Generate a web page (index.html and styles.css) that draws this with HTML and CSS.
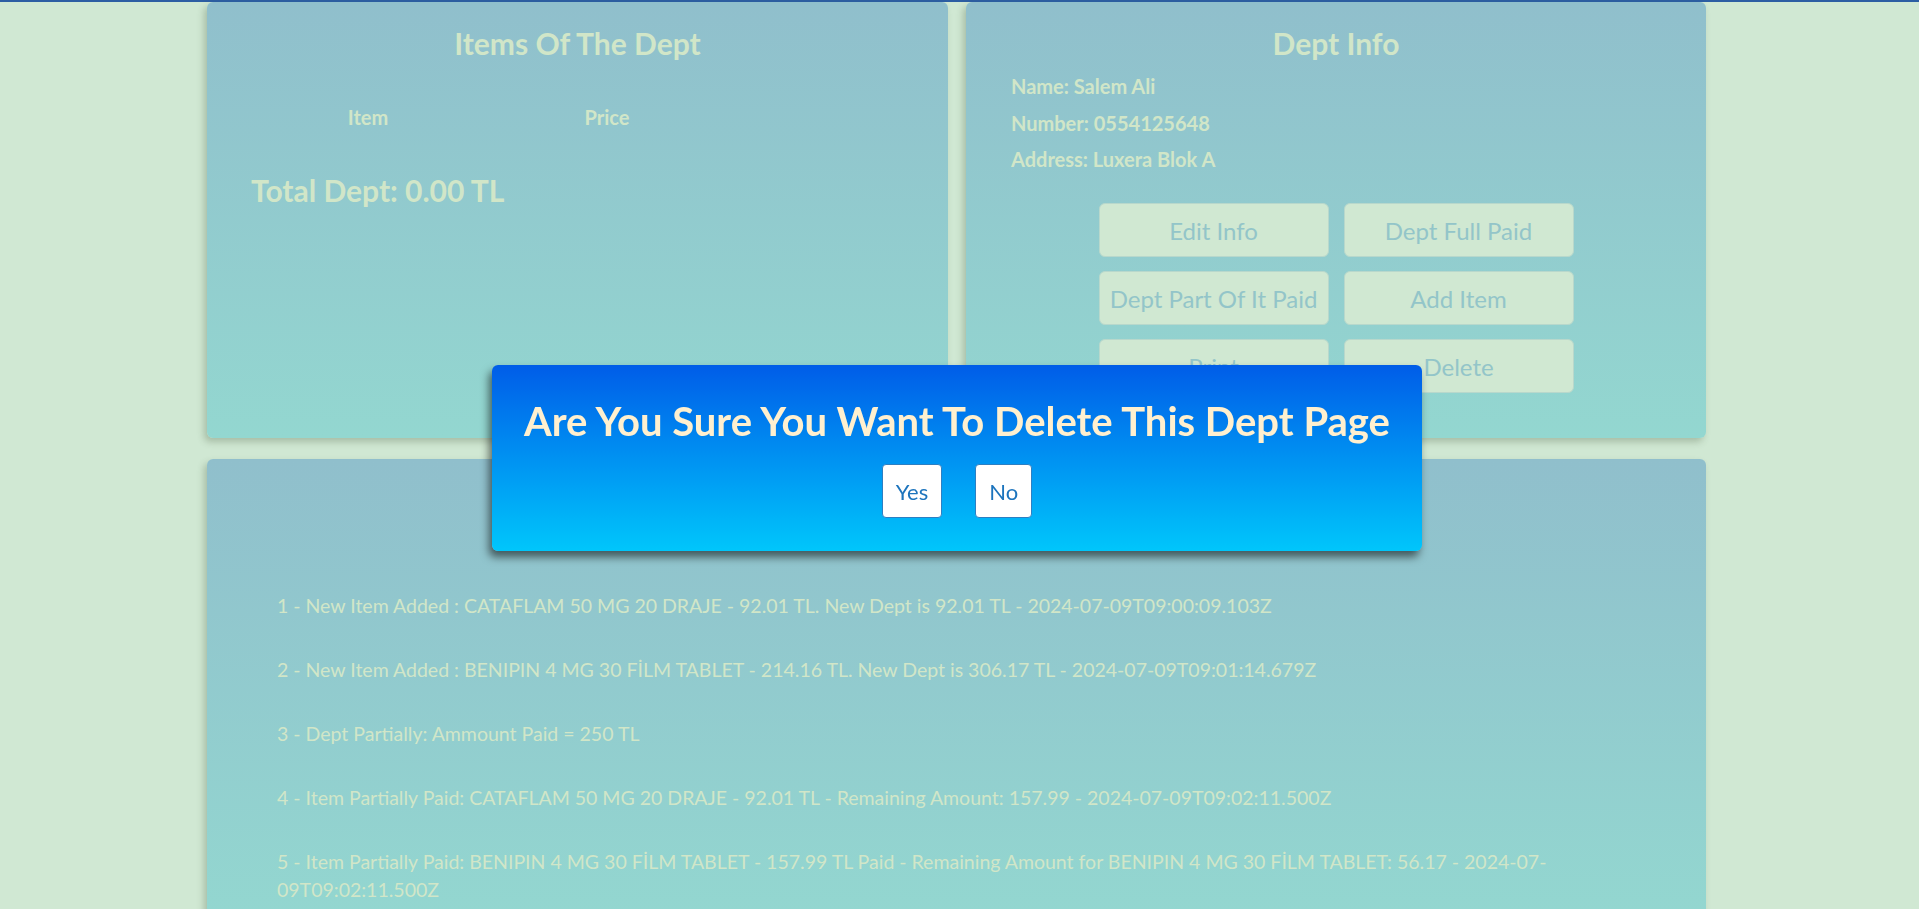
FILE: index.html
```html
<!DOCTYPE html>
<html lang="en">
<head>
<meta charset="utf-8">
<title>Dept Page</title>
<link rel="stylesheet" href="styles.css">
</head>
<body>
<div class="topbar"></div>
<main class="page">
  <section class="top-row">
    <div class="card items-card">
      <h2 class="card-title">Items Of The Dept</h2>
      <div class="items-head">
        <span>Item</span>
        <span>Price</span>
      </div>
      <h2 class="total">Total Dept: 0.00 TL</h2>
    </div>
    <div class="card info-card">
      <h2 class="card-title">Dept Info</h2>
      <div class="info-lines">
        <p>Name: Salem Ali</p>
        <p>Number: 0554125648</p>
        <p>Address: Luxera Blok A</p>
      </div>
      <div class="actions">
        <button class="act">Edit Info</button>
        <button class="act">Dept Full Paid</button>
        <button class="act">Dept Part Of It Paid</button>
        <button class="act">Add Item</button>
        <button class="act">Print</button>
        <button class="act">Delete</button>
      </div>
    </div>
  </section>
  <section class="card history-card">
    <div class="history">
      <p>1 - New Item Added : CATAFLAM 50 MG 20 DRAJE - 92.01 TL. New Dept is 92.01 TL - 2024-07-09T09:00:09.103Z</p>
      <p>2 - New Item Added : BENIPIN 4 MG 30 FİLM TABLET - 214.16 TL. New Dept is 306.17 TL - 2024-07-09T09:01:14.679Z</p>
      <p>3 - Dept Partially: Ammount Paid = 250 TL</p>
      <p>4 - Item Partially Paid: CATAFLAM 50 MG 20 DRAJE - 92.01 TL - Remaining Amount: 157.99 - 2024-07-09T09:02:11.500Z</p>
      <p>5 - Item Partially Paid: BENIPIN 4 MG 30 FİLM TABLET - 157.99 TL Paid - Remaining Amount for BENIPIN 4 MG 30 FİLM TABLET: 56.17 - 2024-07-09T09:02:11.500Z</p>
    </div>
  </section>
</main>
<div class="modal">
  <h1 class="modal-title">Are You Sure You Want To Delete This Dept Page</h1>
  <div class="modal-actions">
    <button class="modal-btn">Yes</button>
    <button class="modal-btn">No</button>
  </div>
</div>
</body>
</html>
```
FILE: styles.css
```css
* { box-sizing: border-box; }
html, body { height: 100%; }
body {
  margin: 0;
  background: #d0e8d3;
  font-family: Lato, "Open Sans", sans-serif;
  color: #d1e6c8;
  overflow: hidden;
}
.topbar {
  height: 2px;
  background: #2c5ea3;
}
.page {
  padding: 0 213px 0 207px;
  display: flex;
  flex-direction: column;
  gap: 21px;
}
.top-row {
  display: grid;
  grid-template-columns: 741px 740px;
  gap: 18px;
  height: 436px;
}
.card {
  background: linear-gradient(#90bfcc, #93d7d0);
  border-radius: 6px;
  box-shadow: -3px 4px 7px rgba(60, 80, 50, 0.28);
}
.card-title {
  margin: 0;
  font-size: 30px;
  line-height: 36px;
  font-weight: 700;
  text-align: center;
}
.items-card {
  padding: 23px 44px 0 44px;
}
.items-head {
  margin-top: 44px;
  display: grid;
  grid-template-columns: 234px 244px;
  font-size: 20px;
  line-height: 24px;
  font-weight: 700;
  text-align: center;
}
.total {
  margin: 43px 0 0 0;
  font-size: 30px;
  line-height: 36px;
  font-weight: 700;
}
.info-card {
  padding: 23px 45px 0 45px;
  display: flex;
  flex-direction: column;
}
.info-lines {
  margin-top: 13px;
  display: flex;
  flex-direction: column;
  gap: 12.5px;
}
.info-lines p {
  margin: 0;
  font-size: 20px;
  line-height: 24px;
  font-weight: 700;
}
.actions {
  margin-top: 32px;
  align-self: center;
  display: grid;
  grid-template-columns: 230px 230px;
  grid-auto-rows: 54px;
  column-gap: 15px;
  row-gap: 14px;
}
.act {
  font-family: Lato, "Open Sans", sans-serif;
  font-size: 24px;
  color: #93c5c9;
  background: #d0e8d2;
  border: 1px solid #b8d8cc;
  border-radius: 6px;
  padding: 0;
}
.history-card {
  height: 460px;
  padding: 133px 70px 0 70px;
}
.history p {
  margin: 0 0 36px 0;
  font-size: 19.5px;
  line-height: 28px;
}
.modal {
  position: fixed;
  left: 492px;
  top: 365px;
  width: 930px;
  height: 186px;
  border-radius: 6px;
  background: linear-gradient(#005de8, #00c6fb);
  box-shadow: -3px 6px 8px rgba(0, 0, 0, 0.55);
  padding-top: 32px;
  display: flex;
  flex-direction: column;
  align-items: center;
}
.modal-title {
  margin: 0;
  font-size: 40px;
  line-height: 48px;
  font-weight: 700;
  color: #fff0cf;
  white-space: nowrap;
}
.modal-actions {
  margin-top: 19px;
  display: flex;
  gap: 33px;
}
.modal-btn {
  height: 54px;
  padding: 0 13px;
  font-family: Lato, "Open Sans", sans-serif;
  font-size: 22px;
  color: #1c74bd;
  background: #ffffff;
  border: 1px solid #2d7fc2;
  border-radius: 4px;
}
```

WHAT THIS TASK INVOLVES
Your task is to repeat the data above exactly while excluding the pictures.

CORRECT RESULT
Generate a web page (index.html and styles.css) that draws this with HTML and CSS.
FILE: index.html
```html
<!DOCTYPE html>
<html lang="en">
<head>
<meta charset="utf-8">
<title>Dept Page</title>
<link rel="stylesheet" href="styles.css">
</head>
<body>
<div class="topbar"></div>
<main class="page">
  <section class="top-row">
    <div class="card items-card">
      <h2 class="card-title">Items Of The Dept</h2>
      <div class="items-head">
        <span>Item</span>
        <span>Price</span>
      </div>
      <h2 class="total">Total Dept: 0.00 TL</h2>
    </div>
    <div class="card info-card">
      <h2 class="card-title">Dept Info</h2>
      <div class="info-lines">
        <p>Name: Salem Ali</p>
        <p>Number: 0554125648</p>
        <p>Address: Luxera Blok A</p>
      </div>
      <div class="actions">
        <button class="act">Edit Info</button>
        <button class="act">Dept Full Paid</button>
        <button class="act">Dept Part Of It Paid</button>
        <button class="act">Add Item</button>
        <button class="act">Print</button>
        <button class="act">Delete</button>
      </div>
    </div>
  </section>
  <section class="card history-card">
    <div class="history">
      <p>1 - New Item Added : CATAFLAM 50 MG 20 DRAJE - 92.01 TL. New Dept is 92.01 TL - 2024-07-09T09:00:09.103Z</p>
      <p>2 - New Item Added : BENIPIN 4 MG 30 FİLM TABLET - 214.16 TL. New Dept is 306.17 TL - 2024-07-09T09:01:14.679Z</p>
      <p>3 - Dept Partially: Ammount Paid = 250 TL</p>
      <p>4 - Item Partially Paid: CATAFLAM 50 MG 20 DRAJE - 92.01 TL - Remaining Amount: 157.99 - 2024-07-09T09:02:11.500Z</p>
      <p>5 - Item Partially Paid: BENIPIN 4 MG 30 FİLM TABLET - 157.99 TL Paid - Remaining Amount for BENIPIN 4 MG 30 FİLM TABLET: 56.17 - 2024-07-09T09:02:11.500Z</p>
    </div>
  </section>
</main>
<div class="modal">
  <h1 class="modal-title">Are You Sure You Want To Delete This Dept Page</h1>
  <div class="modal-actions">
    <button class="modal-btn">Yes</button>
    <button class="modal-btn">No</button>
  </div>
</div>
</body>
</html>
```
FILE: styles.css
```css
* { box-sizing: border-box; }
html, body { height: 100%; }
body {
  margin: 0;
  background: #d0e8d3;
  font-family: Lato, "Open Sans", sans-serif;
  color: #d1e6c8;
  overflow: hidden;
}
.topbar {
  height: 2px;
  background: #2c5ea3;
}
.page {
  padding: 0 213px 0 207px;
  display: flex;
  flex-direction: column;
  gap: 21px;
}
.top-row {
  display: grid;
  grid-template-columns: 741px 740px;
  gap: 18px;
  height: 436px;
}
.card {
  background: linear-gradient(#90bfcc, #93d7d0);
  border-radius: 6px;
  box-shadow: -3px 4px 7px rgba(60, 80, 50, 0.28);
}
.card-title {
  margin: 0;
  font-size: 30px;
  line-height: 36px;
  font-weight: 700;
  text-align: center;
}
.items-card {
  padding: 23px 44px 0 44px;
}
.items-head {
  margin-top: 44px;
  display: grid;
  grid-template-columns: 234px 244px;
  font-size: 20px;
  line-height: 24px;
  font-weight: 700;
  text-align: center;
}
.total {
  margin: 43px 0 0 0;
  font-size: 30px;
  line-height: 36px;
  font-weight: 700;
}
.info-card {
  padding: 23px 45px 0 45px;
  display: flex;
  flex-direction: column;
}
.info-lines {
  margin-top: 13px;
  display: flex;
  flex-direction: column;
  gap: 12.5px;
}
.info-lines p {
  margin: 0;
  font-size: 20px;
  line-height: 24px;
  font-weight: 700;
}
.actions {
  margin-top: 32px;
  align-self: center;
  display: grid;
  grid-template-columns: 230px 230px;
  grid-auto-rows: 54px;
  column-gap: 15px;
  row-gap: 14px;
}
.act {
  font-family: Lato, "Open Sans", sans-serif;
  font-size: 24px;
  color: #93c5c9;
  background: #d0e8d2;
  border: 1px solid #b8d8cc;
  border-radius: 6px;
  padding: 0;
}
.history-card {
  height: 460px;
  padding: 133px 70px 0 70px;
}
.history p {
  margin: 0 0 36px 0;
  font-size: 19.5px;
  line-height: 28px;
}
.modal {
  position: fixed;
  left: 492px;
  top: 365px;
  width: 930px;
  height: 186px;
  border-radius: 6px;
  background: linear-gradient(#005de8, #00c6fb);
  box-shadow: -3px 6px 8px rgba(0, 0, 0, 0.55);
  padding-top: 32px;
  display: flex;
  flex-direction: column;
  align-items: center;
}
.modal-title {
  margin: 0;
  font-size: 40px;
  line-height: 48px;
  font-weight: 700;
  color: #fff0cf;
  white-space: nowrap;
}
.modal-actions {
  margin-top: 19px;
  display: flex;
  gap: 33px;
}
.modal-btn {
  height: 54px;
  padding: 0 13px;
  font-family: Lato, "Open Sans", sans-serif;
  font-size: 22px;
  color: #1c74bd;
  background: #ffffff;
  border: 1px solid #2d7fc2;
  border-radius: 4px;
}
```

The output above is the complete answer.